Somewhere--not far away, she knew--he also was stepping briskly across the first sun rays, and her heart followed him even while she smiled down upon the regiment before her. It was as if her soul were suddenly freed from her bodily presence, and in a kind of dual consciousness she seemed to be standing upon the little whitewashed porch and walking onward beside Dan at the same moment. The wonder of it glowed in her rapt face, and Virginia, turning to put some trivial question, was startled by the passion of her look.
“Have--have you seen--some one, Betty?” she whispered.
The charm was snapped and Betty fell back into time and place.
“Oh, yes, I have seen--some one,” her voice thrilled as she spoke. “I saw him as clearly as I see you; he was all in sunshine and there was a flag close above his head. He looked up and smiled at me. Yes, I saw him! I saw him!”
“It was Dan,” said Virginia--not as a question, but in a wondering assent. “Why, Betty, I thought you had forgotten Dan--papa thought so, too.”
“Forgotten!” exclaimed Betty scornfully. She fell away from the crowd and Virginia followed her.
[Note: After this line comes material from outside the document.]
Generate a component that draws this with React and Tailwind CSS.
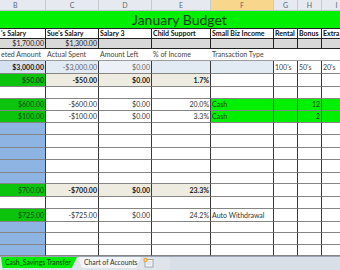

The two stood leaning against the whitewashed wall in the dust that still rose from the street. “So you thought I had forgotten him,” said Betty again. She raised her hand to her bosom and crushed the lace upon her dress. “Well, you were wrong,” she added quietly.
Virginia looked at her and smiled. “I am almost glad,” she answered in her sweet girlish voice. “I don't like to have Dan forgotten even if--if he ought to be.”